UPDATE 7:15pm: As Kevy and Saboya have mentioned in comments, the DOW at the moment counts very well as threes in its subwaves and is actually making a nice potential expanding triangle. I forgot to mention this pattern in my update but if the markets do not make a wave (v) push, then by all means, this pattern could be the ticket and produce a nice [e] wave bear move down. Of course, an [e] wave implies reversal yet again to the upside once it finishes so be on your toes. An [e] wave should be a zigzag and not a 5 wave move....So there are clues.

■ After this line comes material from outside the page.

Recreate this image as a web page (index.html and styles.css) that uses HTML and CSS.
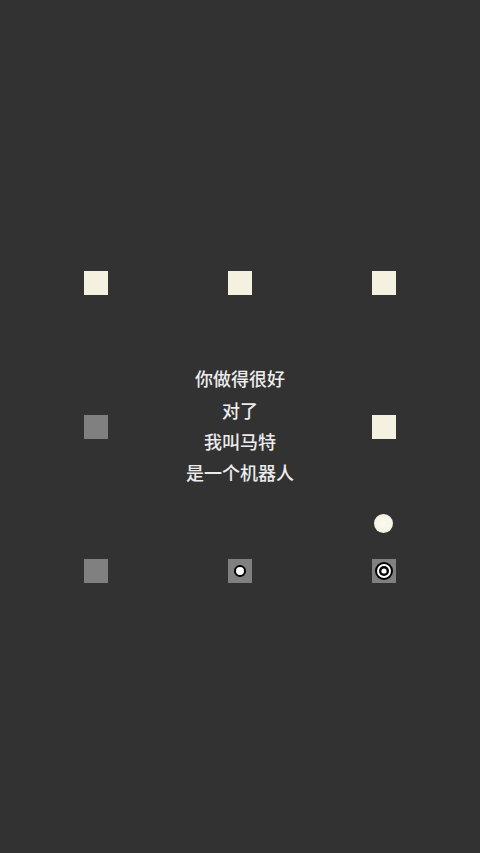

Its a game of gap ups and down.
In my opinion, the SPX hasn't made a 5 wave move up overall from its recent 1083 low. I have today's high marked as a wave (iii) of [i] of C of (Z). A wave (iv) should not breech wave (i)'s price territory except under certain circumstances (leading or ending diagonal). This isn;t one of those cicumstances.
So tomorrow we should see the wave (iv) trace out if thats whats happening. Then a new high on the SPX would be a Minute [i] of Minor C of Intermediate zigzag (Z) to P2 peak. Refer to this chart for that count
If wave (i) price territory is breeched prior to the SPX making a new squeaker high tomorrow, then something else is going on and its likely not wave C of (Z).
So thats how I look at things tomorrow/Wednesday. If the market traces sideways and makes a new high above 1112.28 prior to breeching the price area of 1099.06, then Minute [i] of C of (Z) is a viable count. If 1099.06 is breeched prior to the SPX making a wave (v) push, then that is bearish. Potentially very bearish.